The only place I got off (you could get on and off the busses, which ran every few minutes, as often as you want, at any of 70 stops) was at Picadally Square, London's central shopping area. It's where Trafalgar Square and the Burberry store are. The rooftop from where the Beatles gave their last concert was there, too...I don't know if it was the right one or not, but I took pictures of a rooftop that *looked* like the right one, a rooftop that was being photographed by plenty of other people. It could have been it, or they could have all just been architecture buffs. Who knows?

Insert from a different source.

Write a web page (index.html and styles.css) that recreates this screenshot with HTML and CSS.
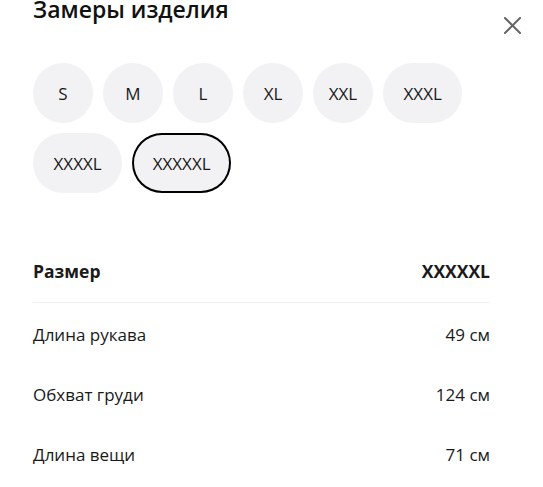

It's nearly dark now, and I just got done eating dinner. I was going to take a taxi over to Abbey Road to grab a picture on the famous crosswalk, but I actually opted not to because of a) the encroaching darkness, and b) the Hoth-like cold, which became noticeably more intense after the sun went down. Oh, there's a part C, too: the money factor. I could have taken a subway to near Abbey Road Studios, but it still would have been a trudge through the cold, so I was going to take a taxi, but the waitress at the coffee shop where I ate bangers and mash for dinner guessed it would be at least ten pounds each way, and I've already been hemmorhaging money all day, so I decided not to go after all.

That'll give me something to see next time I come to London, and I will, because there are a million cool things to see here. This city seems to me to be second only to NYC in terms of attractions and whatnot. Provided that I save up some major bucks, I'd love to spend three or four days here one of these years. Considering the prices, I'll need to start saving now...

Heathrow Connect Ticket.............7 pounds (15 dollars)
very small hotel room..............65 pounds (140 dollars)
very cold bus tour.................22 pounds (45 dollars)
dinner at coffee shop-type place...17 pounds (35 dollars)

Up at 5 a.m. tomorrow in order to get out to Heathrow nice and early for my 9:30 a.m. flight to Bucharest, Romania, from whereabouts this journal shall continue at some point...

Ben

Thursday, March 6, 2008

Romania! Romania? Yes, Romania!

Transylvania. March 23rd-April 3rd. A few days in London at the start. More to come later.